▶ _Collected material_:

^^^^

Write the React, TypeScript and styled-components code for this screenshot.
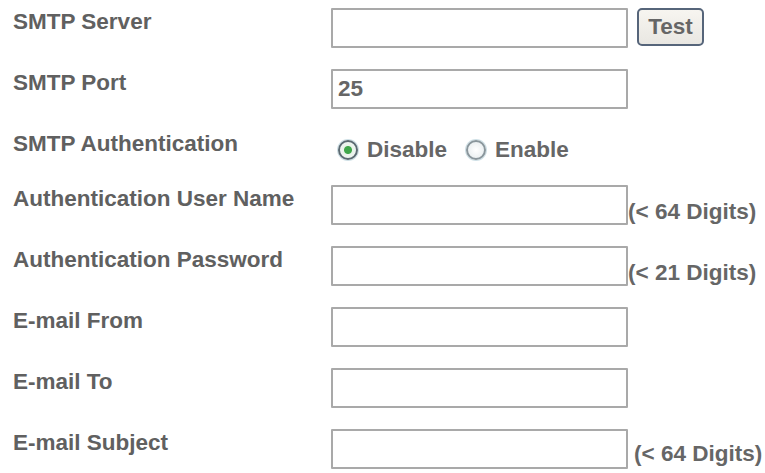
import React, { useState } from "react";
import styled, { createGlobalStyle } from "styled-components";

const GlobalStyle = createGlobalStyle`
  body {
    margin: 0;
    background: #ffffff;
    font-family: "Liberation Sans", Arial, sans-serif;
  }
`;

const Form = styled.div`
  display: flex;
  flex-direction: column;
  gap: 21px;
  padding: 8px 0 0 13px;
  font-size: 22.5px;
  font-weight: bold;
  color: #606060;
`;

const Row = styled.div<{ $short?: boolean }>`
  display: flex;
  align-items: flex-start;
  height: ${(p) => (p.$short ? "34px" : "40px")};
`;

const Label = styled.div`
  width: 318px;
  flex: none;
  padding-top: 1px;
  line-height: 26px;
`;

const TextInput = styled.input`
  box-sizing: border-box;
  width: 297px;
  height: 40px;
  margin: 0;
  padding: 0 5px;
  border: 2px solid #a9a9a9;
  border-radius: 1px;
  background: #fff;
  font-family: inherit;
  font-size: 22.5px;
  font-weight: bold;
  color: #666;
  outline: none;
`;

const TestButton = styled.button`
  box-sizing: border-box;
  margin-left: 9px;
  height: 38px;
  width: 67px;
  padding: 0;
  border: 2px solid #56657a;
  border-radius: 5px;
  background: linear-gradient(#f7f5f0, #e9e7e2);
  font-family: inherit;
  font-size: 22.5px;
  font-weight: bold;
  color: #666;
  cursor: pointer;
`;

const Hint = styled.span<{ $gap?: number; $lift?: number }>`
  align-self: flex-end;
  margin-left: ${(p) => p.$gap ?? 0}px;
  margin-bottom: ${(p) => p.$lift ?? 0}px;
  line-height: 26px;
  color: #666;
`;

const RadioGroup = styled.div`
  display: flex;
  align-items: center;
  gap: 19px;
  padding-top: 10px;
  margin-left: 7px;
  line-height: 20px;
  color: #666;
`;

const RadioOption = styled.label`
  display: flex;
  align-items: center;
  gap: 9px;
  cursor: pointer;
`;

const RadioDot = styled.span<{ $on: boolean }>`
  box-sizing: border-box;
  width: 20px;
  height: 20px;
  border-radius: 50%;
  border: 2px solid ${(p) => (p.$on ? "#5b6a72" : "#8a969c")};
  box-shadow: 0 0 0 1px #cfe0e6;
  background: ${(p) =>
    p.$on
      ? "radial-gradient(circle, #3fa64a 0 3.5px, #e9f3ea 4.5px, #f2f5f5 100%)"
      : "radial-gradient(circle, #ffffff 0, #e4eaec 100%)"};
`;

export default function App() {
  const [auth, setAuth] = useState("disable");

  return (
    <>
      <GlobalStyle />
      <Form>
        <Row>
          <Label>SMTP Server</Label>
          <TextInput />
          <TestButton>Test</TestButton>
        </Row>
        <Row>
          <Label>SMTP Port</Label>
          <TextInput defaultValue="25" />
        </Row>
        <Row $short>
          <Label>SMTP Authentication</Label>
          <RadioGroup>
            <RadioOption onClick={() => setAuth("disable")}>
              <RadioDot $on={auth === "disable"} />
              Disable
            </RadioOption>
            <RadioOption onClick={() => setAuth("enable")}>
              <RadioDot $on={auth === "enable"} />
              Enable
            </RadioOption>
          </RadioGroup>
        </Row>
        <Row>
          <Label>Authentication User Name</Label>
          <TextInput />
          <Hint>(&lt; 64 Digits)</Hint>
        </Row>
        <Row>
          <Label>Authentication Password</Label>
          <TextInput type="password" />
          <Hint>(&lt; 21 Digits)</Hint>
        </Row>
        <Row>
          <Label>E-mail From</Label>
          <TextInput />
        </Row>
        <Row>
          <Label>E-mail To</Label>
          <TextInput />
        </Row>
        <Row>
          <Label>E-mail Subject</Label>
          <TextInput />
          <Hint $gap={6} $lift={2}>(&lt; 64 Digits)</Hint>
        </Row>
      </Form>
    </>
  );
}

^^^^

Copy out all the data exactly; skip the pictures.

▶ _Exercise result_:
Write the React, TypeScript and styled-components code for this screenshot.
import React, { useState } from "react";
import styled, { createGlobalStyle } from "styled-components";

const GlobalStyle = createGlobalStyle`
  body {
    margin: 0;
    background: #ffffff;
    font-family: "Liberation Sans", Arial, sans-serif;
  }
`;

const Form = styled.div`
  display: flex;
  flex-direction: column;
  gap: 21px;
  padding: 8px 0 0 13px;
  font-size: 22.5px;
  font-weight: bold;
  color: #606060;
`;

const Row = styled.div<{ $short?: boolean }>`
  display: flex;
  align-items: flex-start;
  height: ${(p) => (p.$short ? "34px" : "40px")};
`;

const Label = styled.div`
  width: 318px;
  flex: none;
  padding-top: 1px;
  line-height: 26px;
`;

const TextInput = styled.input`
  box-sizing: border-box;
  width: 297px;
  height: 40px;
  margin: 0;
  padding: 0 5px;
  border: 2px solid #a9a9a9;
  border-radius: 1px;
  background: #fff;
  font-family: inherit;
  font-size: 22.5px;
  font-weight: bold;
  color: #666;
  outline: none;
`;

const TestButton = styled.button`
  box-sizing: border-box;
  margin-left: 9px;
  height: 38px;
  width: 67px;
  padding: 0;
  border: 2px solid #56657a;
  border-radius: 5px;
  background: linear-gradient(#f7f5f0, #e9e7e2);
  font-family: inherit;
  font-size: 22.5px;
  font-weight: bold;
  color: #666;
  cursor: pointer;
`;

const Hint = styled.span<{ $gap?: number; $lift?: number }>`
  align-self: flex-end;
  margin-left: ${(p) => p.$gap ?? 0}px;
  margin-bottom: ${(p) => p.$lift ?? 0}px;
  line-height: 26px;
  color: #666;
`;

const RadioGroup = styled.div`
  display: flex;
  align-items: center;
  gap: 19px;
  padding-top: 10px;
  margin-left: 7px;
  line-height: 20px;
  color: #666;
`;

const RadioOption = styled.label`
  display: flex;
  align-items: center;
  gap: 9px;
  cursor: pointer;
`;

const RadioDot = styled.span<{ $on: boolean }>`
  box-sizing: border-box;
  width: 20px;
  height: 20px;
  border-radius: 50%;
  border: 2px solid ${(p) => (p.$on ? "#5b6a72" : "#8a969c")};
  box-shadow: 0 0 0 1px #cfe0e6;
  background: ${(p) =>
    p.$on
      ? "radial-gradient(circle, #3fa64a 0 3.5px, #e9f3ea 4.5px, #f2f5f5 100%)"
      : "radial-gradient(circle, #ffffff 0, #e4eaec 100%)"};
`;

export default function App() {
  const [auth, setAuth] = useState("disable");

  return (
    <>
      <GlobalStyle />
      <Form>
        <Row>
          <Label>SMTP Server</Label>
          <TextInput />
          <TestButton>Test</TestButton>
        </Row>
        <Row>
          <Label>SMTP Port</Label>
          <TextInput defaultValue="25" />
        </Row>
        <Row $short>
          <Label>SMTP Authentication</Label>
          <RadioGroup>
            <RadioOption onClick={() => setAuth("disable")}>
              <RadioDot $on={auth === "disable"} />
              Disable
            </RadioOption>
            <RadioOption onClick={() => setAuth("enable")}>
              <RadioDot $on={auth === "enable"} />
              Enable
            </RadioOption>
          </RadioGroup>
        </Row>
        <Row>
          <Label>Authentication User Name</Label>
          <TextInput />
          <Hint>(&lt; 64 Digits)</Hint>
        </Row>
        <Row>
          <Label>Authentication Password</Label>
          <TextInput type="password" />
          <Hint>(&lt; 21 Digits)</Hint>
        </Row>
        <Row>
          <Label>E-mail From</Label>
          <TextInput />
        </Row>
        <Row>
          <Label>E-mail To</Label>
          <TextInput />
        </Row>
        <Row>
          <Label>E-mail Subject</Label>
          <TextInput />
          <Hint $gap={6} $lift={2}>(&lt; 64 Digits)</Hint>
        </Row>
      </Form>
    </>
  );
}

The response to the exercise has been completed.